Skip pictures in the listing below; copy exactly the lines from the one with "Clone this screenshot" through the one with "const navItems = ['Create", inclusive.

[START Task material]

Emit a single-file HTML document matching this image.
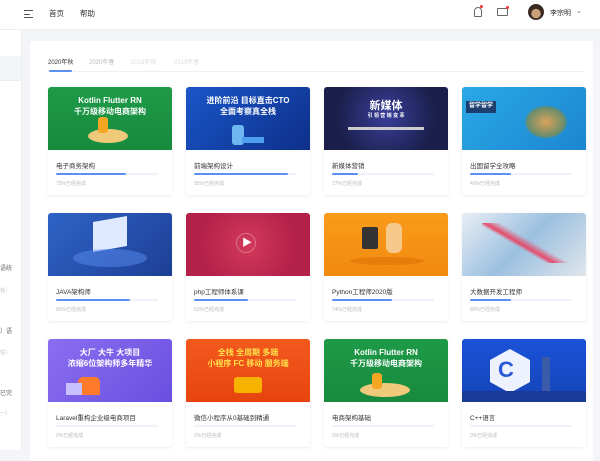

[END Task material]
[START Task material]

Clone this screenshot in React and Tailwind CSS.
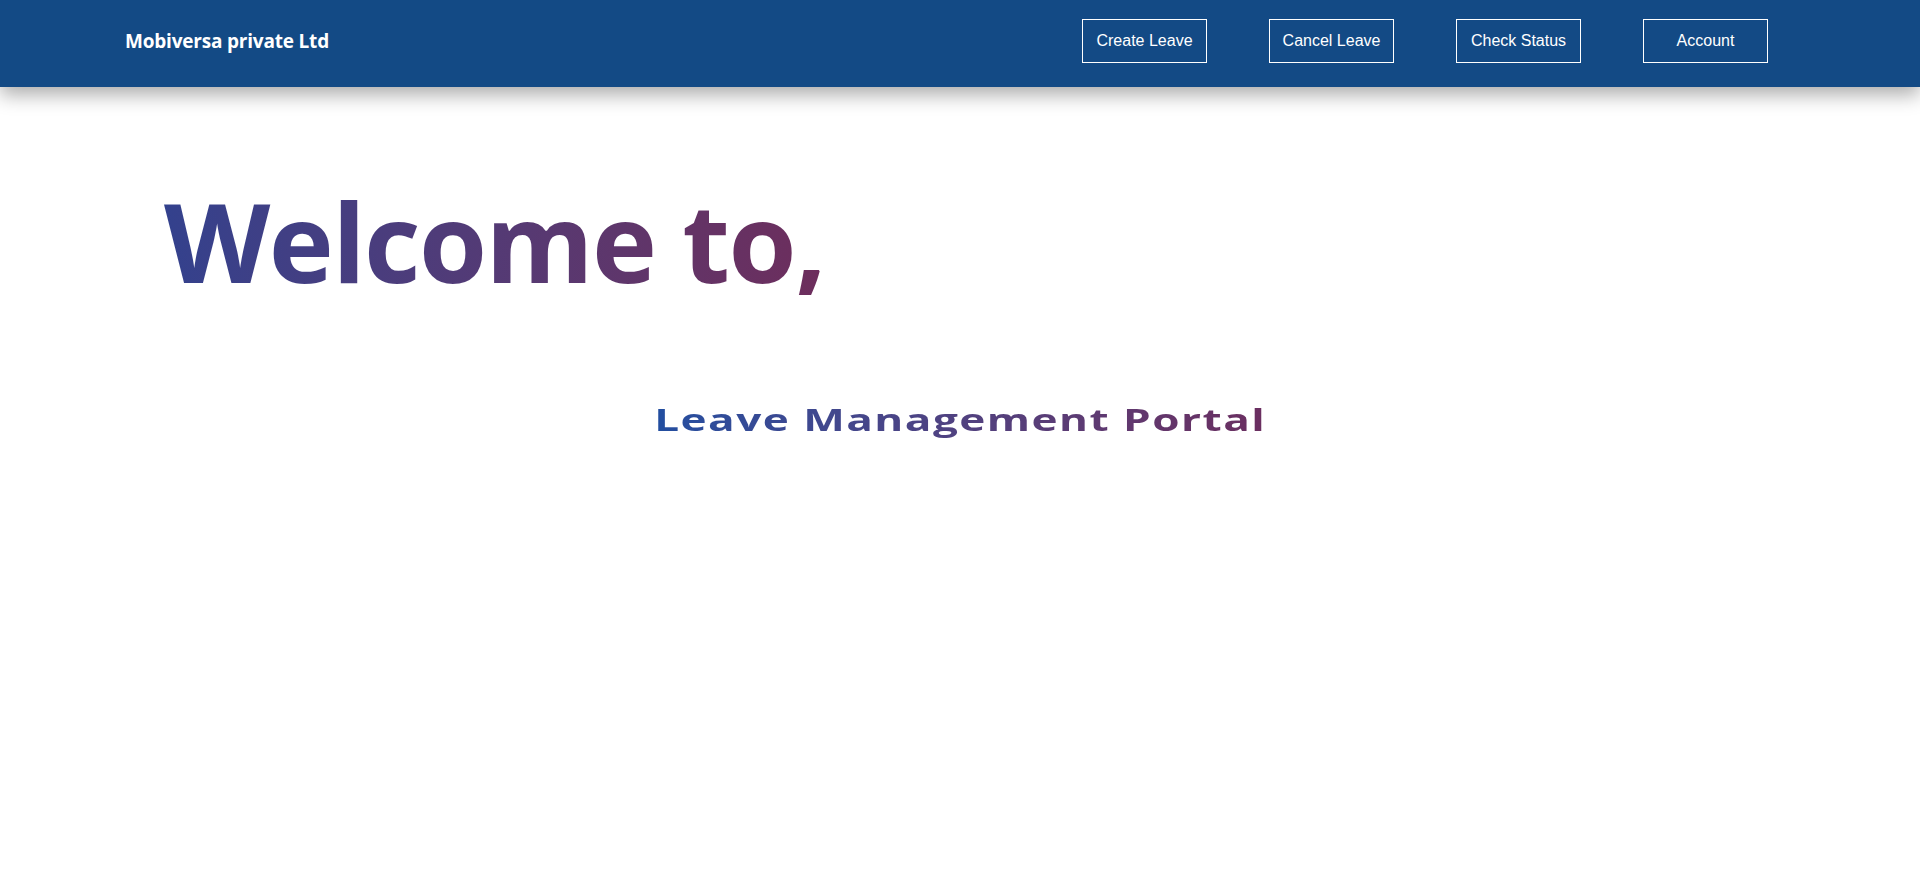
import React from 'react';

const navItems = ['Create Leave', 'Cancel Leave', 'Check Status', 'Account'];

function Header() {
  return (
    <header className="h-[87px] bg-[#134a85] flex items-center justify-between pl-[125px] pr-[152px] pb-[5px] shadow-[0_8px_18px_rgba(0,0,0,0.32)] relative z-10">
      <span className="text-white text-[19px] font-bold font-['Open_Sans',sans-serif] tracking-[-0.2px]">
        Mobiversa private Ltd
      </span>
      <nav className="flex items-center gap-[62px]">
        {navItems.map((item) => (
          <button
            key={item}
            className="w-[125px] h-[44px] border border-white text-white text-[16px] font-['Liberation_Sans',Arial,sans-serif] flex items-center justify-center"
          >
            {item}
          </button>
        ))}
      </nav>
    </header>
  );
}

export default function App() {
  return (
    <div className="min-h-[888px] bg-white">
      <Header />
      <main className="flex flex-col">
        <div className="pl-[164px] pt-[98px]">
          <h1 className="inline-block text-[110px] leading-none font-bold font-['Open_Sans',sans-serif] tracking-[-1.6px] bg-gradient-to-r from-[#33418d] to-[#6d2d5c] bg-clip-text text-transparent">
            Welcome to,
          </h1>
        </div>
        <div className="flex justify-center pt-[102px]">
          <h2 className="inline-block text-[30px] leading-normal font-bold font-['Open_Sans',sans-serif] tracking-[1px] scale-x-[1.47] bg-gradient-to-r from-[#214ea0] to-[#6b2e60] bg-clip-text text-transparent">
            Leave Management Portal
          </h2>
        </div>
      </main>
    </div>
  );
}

[END Task material]

● Exercise result:
Clone this screenshot in React and Tailwind CSS.
import React from 'react';

const navItems = ['Create Leave', 'Cancel Leave', 'Check Status', 'Account'];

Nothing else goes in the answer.